Customer experiences have a natural edge over traditional marketing because they come preloaded with what the Acme story lacks: credibility. When you tell someone your product is great, that’s called marketing. When another customer tells them, it’s called a referral, and referrals carry a whole different level of clout. Studies consistently show that reviews and referrals have an enormous influence on customer behavior. The power of social media and review sites like Yelp and Angie’s List make leaving—and reading—reviews easier than ever.
But while consumers are seeking out and reading reviews, research also shows that consumers are often skeptical and on the lookout for fake testimonials. This is where customer stories can help.
The Customer Story: A Components Breakdown
Identifiable Characters
When it comes to the identifiable character in a customer story, it’s much less about the who and more about the how. How do you enable the customer to be a character your audience can relate to and trust? The answer varies depending on the means by which you are sharing your story.
Authentic Emotions
There is nothing more authentic than what naturally flows from a customer whose life has been changed by what you offer. But more valuable than the emotions they felt after experiencing your product or service are the emotions they felt before. Customer stories live and die based on the emotions that are shared in the normal of the story.

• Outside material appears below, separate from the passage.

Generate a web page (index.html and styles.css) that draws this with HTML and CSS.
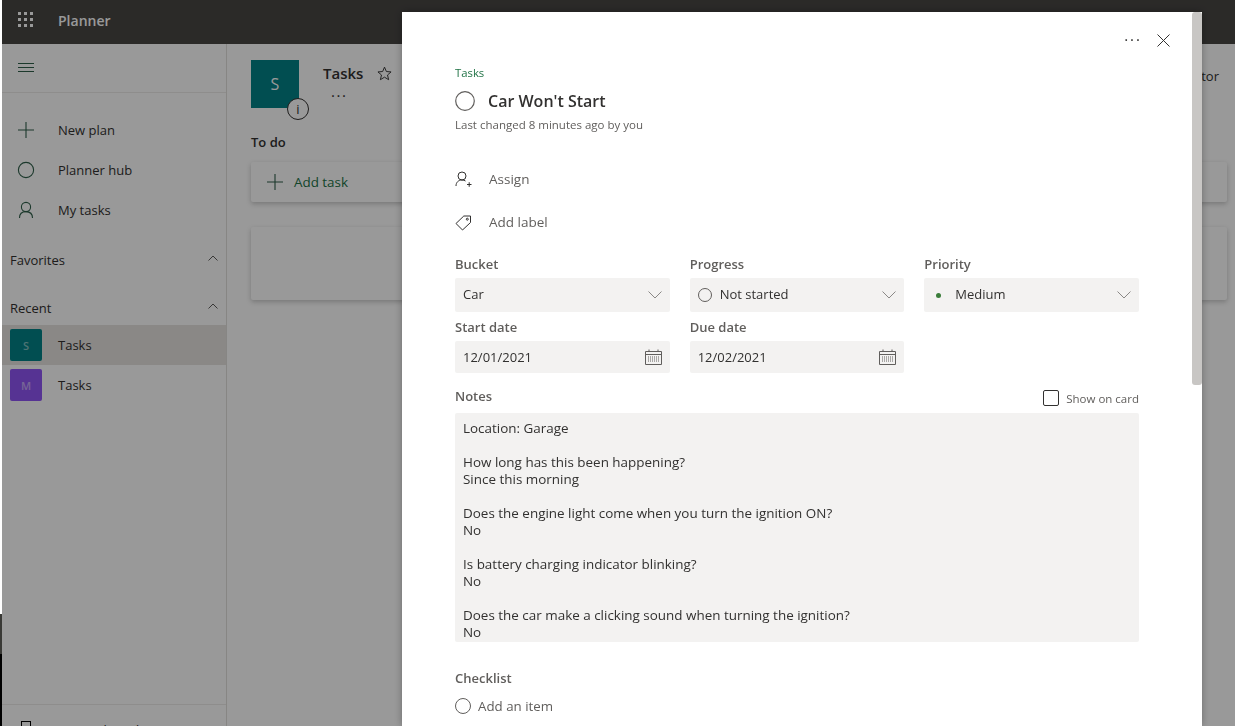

When seeking and telling customer stories, remember this: the joy or relief they felt (authentic emotion) after finding you only matters when placed in contrast to how they felt before finding you.
A Moment
Like the previous story types, including a specific moment strengthens the effectiveness of a customer story. And while your control over these stories has its limitations, you can encourage the inclusion of a moment by asking questions like “Where were you the first time you tried our product?” or “Do you remember where you were when you first heard about our service?” These questions are moment-driven.
Specific Details
The specific details are what give the customer story its irresistible ring of truth. The offhanded comments or specks of reality so small they risk being written off completely. Of course, you would never do that; you now know better.
This is perhaps the most rewarding, fun component of customer stories: hearing the unique details of your customers’ experiences that you otherwise wouldn’t know.